Le juge peut toutefois écarter l’exécution provisoire s’il estime qu’elle est incompatible avec la nature de l’affaire. A défaut de définition légale, les juges devront préciser cette notion.

En appel, il est possible de demander l’arrêt de l’exécution provisoire à condition d’une part de justifier des conséquences manifestement excessives de l’exécution provisoire et d’autre part d’un moyen sérieux d’annulation ou de réformation.

Pour obtenir l’arrêt de l’exécution provisoire, il faudra dès la première instance avoir invoqué la question de l’exécution provisoire. Il sera possible d’invoquer pour la première fois en appel le refus de l’exécution provisoire qu’en cas des conséquences manifestement excessives survenues postérieurement à la décision de première instance.

En cas de refus d’exécution provisoire, l’appel pourra être radiée.

Il appartiendra aux avocats de soulever dès la première instance la question de l’exécution provisoire.

VIII/ Procédure accélérée au fond (PAF)

Le décret n° 2019-1419 du 20 décembre 2019 relatif à la procédure accélérée au fond devant les juridictions judiciaires supprime la procédure en la forme des référés devant les juridictions de l’ordre judiciaire au profit de la procédure accélérée au fond.
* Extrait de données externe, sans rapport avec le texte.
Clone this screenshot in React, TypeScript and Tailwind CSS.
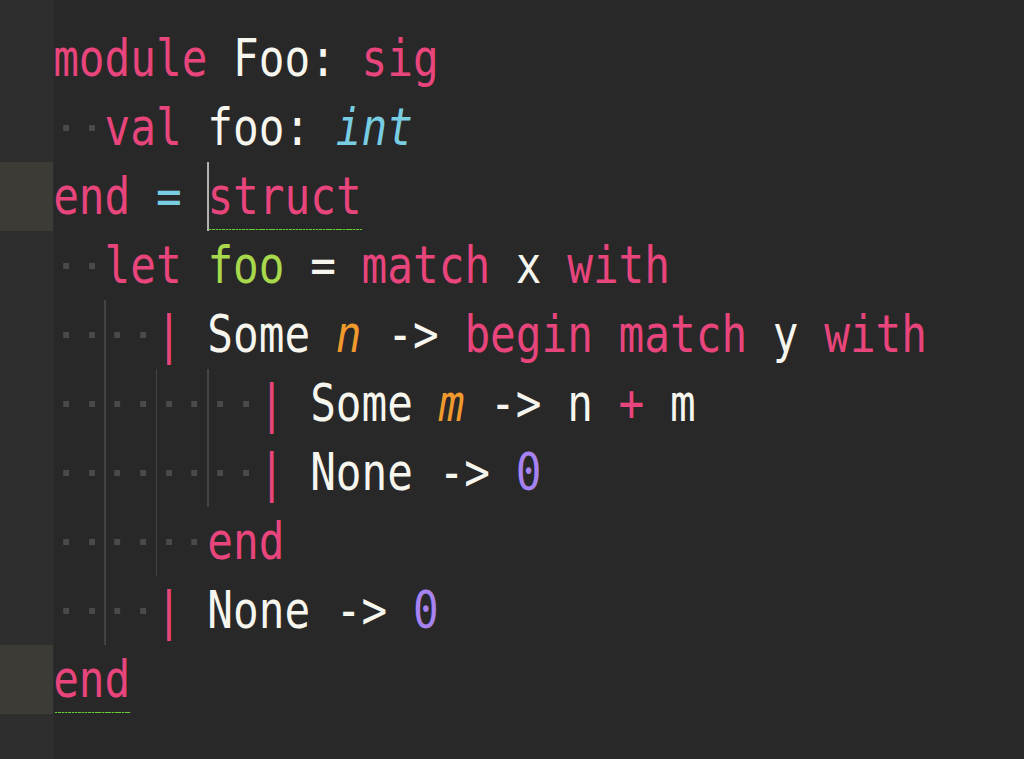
import React from "react";

type Tok = { t: string; c: string; mark?: "cursor" | "match" };

const P = "text-[#e8457c]";
const W = "text-[#f6f6ef]";
const C = "text-[#78cde3]";
const G = "text-[#a8d84c]";
const O = "text-[#f09a2e] italic";
const V = "text-[#a783f2]";

const lines: { indent: number; guides: number[]; toks: Tok[]; active?: boolean }[] = [
  {
    indent: 0,
    guides: [],
    toks: [
      { t: "module", c: P },
      { t: " Foo: ", c: W },
      { t: "sig", c: P },
    ],
  },
  {
    indent: 2,
    guides: [],
    toks: [
      { t: "val", c: P },
      { t: " foo: ", c: W },
      { t: "int", c: C + " italic" },
    ],
  },
  {
    indent: 0,
    guides: [],
    active: true,
    toks: [
      { t: "end", c: P },
      { t: " ", c: W },
      { t: "=", c: C },
      { t: " ", c: W },
      { t: "struct", c: P, mark: "cursor" },
    ],
  },
  {
    indent: 2,
    guides: [],
    toks: [
      { t: "let", c: P },
      { t: " ", c: W },
      { t: "foo", c: G },
      { t: " = ", c: W },
      { t: "match", c: P },
      { t: " x ", c: W },
      { t: "with", c: P },
    ],
  },
  {
    indent: 4,
    guides: [2],
    toks: [
      { t: "|", c: P },
      { t: " Some ", c: W },
      { t: "n", c: O },
      { t: " -> ", c: W },
      { t: "begin", c: P },
      { t: " ", c: W },
      { t: "match", c: P },
      { t: " y ", c: W },
      { t: "with", c: P },
    ],
  },
  {
    indent: 8,
    guides: [2, 4, 6],
    toks: [
      { t: "|", c: P },
      { t: " Some ", c: W },
      { t: "m", c: O },
      { t: " -> n ", c: W },
      { t: "+", c: P },
      { t: " m", c: W },
    ],
  },
  {
    indent: 8,
    guides: [2, 4, 6],
    toks: [
      { t: "|", c: P },
      { t: " None -> ", c: W },
      { t: "0", c: V },
    ],
  },
  {
    indent: 6,
    guides: [2, 4],
    toks: [{ t: "end", c: P }],
  },
  {
    indent: 4,
    guides: [2],
    toks: [
      { t: "|", c: P },
      { t: " None -> ", c: W },
      { t: "0", c: V },
    ],
  },
  {
    indent: 0,
    guides: [],
    active: true,
    toks: [{ t: "end", c: P, mark: "match" }],
  },
];

// leading whitespace: a dot per space, plus an indent guide on even columns
function Space({ guide }: { guide: boolean }) {
  return (
    <span className="relative w-[1ch] self-stretch flex items-center justify-center">
      {guide && <span className="absolute left-0 top-0 h-full w-[1.3px] bg-[#4b4b4b]" />}
      <span className="w-[7px] h-[6px] bg-[#4a4a4a]" />
    </span>
  );
}

function Token({ tok }: { tok: Tok }) {
  if (!tok.mark) return <span className={tok.c}>{tok.t}</span>;
  return (
    <span className={"relative " + tok.c}>
      {tok.t}
      {tok.mark === "cursor" && (
        <span className="absolute left-0 top-0 h-full w-[2px] bg-[#cfcfc8]" />
      )}
      <span className="absolute left-[2px] right-0 bottom-[1px] h-[1px] bg-[repeating-linear-gradient(90deg,#66cc33_0px,#66cc33_3px,#3a5a2a_3px,#3a5a2a_4px)]" />
    </span>
  );
}

export default function App() {
  return (
    <div className="w-[1024px] h-[759px] bg-[#282828] flex overflow-hidden">
      <div className="w-[53px] shrink-0 bg-[#2e2e2e] flex flex-col">
        <div className="h-[24px]" />
        {lines.map((l, i) => (
          <div key={i} className={"h-[69px] " + (l.active ? "bg-[#3c3b35]" : "")} />
        ))}
      </div>
      <div className="flex-1 flex flex-col border-l border-[#2c2c2c]">
        <div className="h-[24px]" />
        <div className="origin-left [transform:scaleX(0.837)] font-['DejaVu_Sans_Mono',monospace] text-[51px] whitespace-pre">
          {lines.map((l, i) => (
            <div key={i} className="flex h-[69px] leading-[69px] -ml-px">
              {Array.from({ length: l.indent }).map((_, k) => (
                <Space key={k} guide={l.guides.includes(k)} />
              ))}
              {l.toks.map((tok, k) => (
                <Token key={k} tok={tok} />
              ))}
            </div>
          ))}
        </div>
      </div>
    </div>
  );
}
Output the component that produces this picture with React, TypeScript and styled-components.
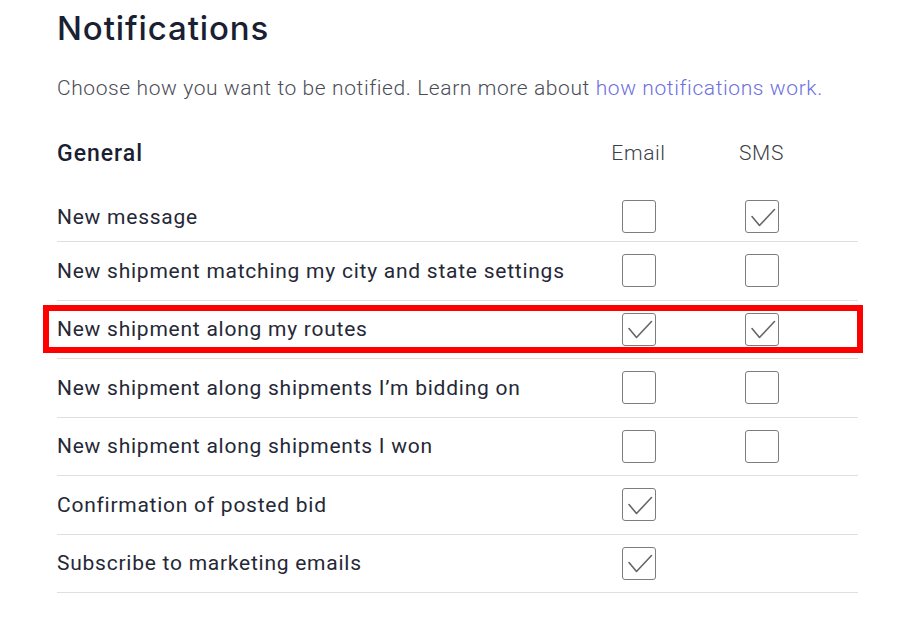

Il distingue les procédures qui demeurent des procédures accélérées au fond de celles qui deviennent des procédures de référé, sur requête ou au fond :

  • les urgences sans débat au fond restent de la compétence du juge des référés, « juge de l’évidence », qui rend une ordonnance exécutoire n’ayant pas autorité de la chose jugée ;
  • les urgences touchant au fond peuvent, sous certaines conditions, être jugées selon la procédure accélérée au fond ; la décision, revêtue de l’autorité de la chose jugée, peut être exécutoire par provision ;

A la suite de la parution du décret n° 2019-1333 du 11 décembre 2019, le CNB a engagé un recours devant le Conseil d’Etat à l’encontre des dispositions prévues par ce décret pour en suspendre l’exécution. L’audience de référé-suspension était fixée au vendredi 27 décembre. L’ordonnance qui sera rendue fera l’objet d’une prochaine note de blog.